Inoltre, come ha anche ricordato, non si può separare la libertà economica da quella politica e sociale: “Il mondo oggi – ha più volte sottolineato – è malato precisamente perché per decenni le cose non sono state regolate tramite questa massima”. Ogni intervento nel mercato, anche se motivato da buone intenzioni, finisce per minare l’iniziativa privata e limitare le opportunità di crescita e prosperità: “L’interventismo – ha pure evidenziato – non può essere un sistema economico permanente. Ogni misura di intervento crea inevitabilmente condizioni che la rendono insostenibile, richiedendo ulteriori interventi fino a che non si arrivi al controllo totale”. I suoi esiti finali sono sempre gli stessi: crisi economiche, povertà diffusa e una progressiva perdita di libertà.

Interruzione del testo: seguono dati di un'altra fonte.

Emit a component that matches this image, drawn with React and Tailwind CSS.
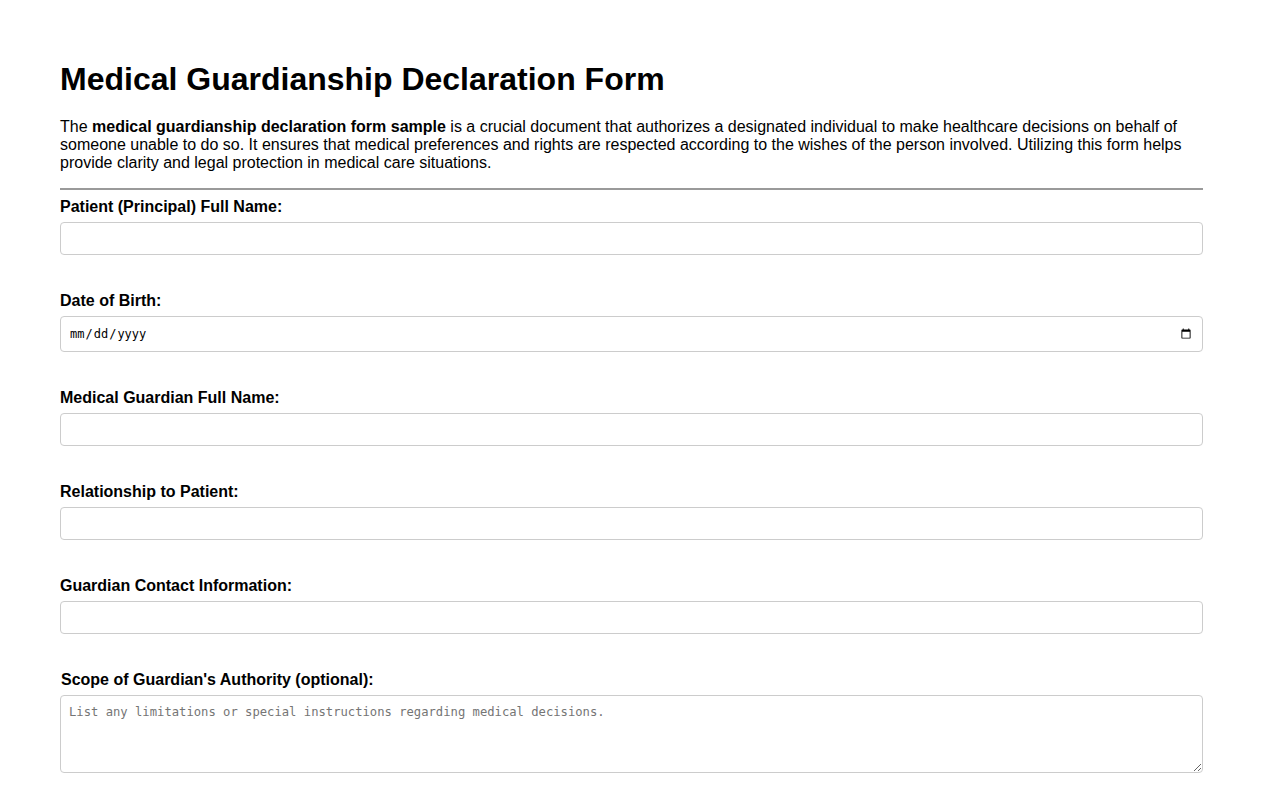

In conclusione riflettere sulle parole di Mises oggi significa comprendere che i compromessi tra libertà economica e controllo sociale non portano a una maggiore giustizia, ma solo alla ripetizione degli errori del passato. La prosperità duratura non può esistere senza un mercato libero e senza fiducia nelle capacità degli individui di gestire le proprie scelte economiche. Ogni tentativo di regolazione, come quello proposto da Keynes, rischia di soffocare la libertà e aumentare l’instabilità, come ha anche ammonito ancora il pensatore liberale: “L’interventismo genera distorsioni economiche che richiedono, a loro volta, nuovi interventi, trasformando gradualmente la libertà economica in controllo statale”.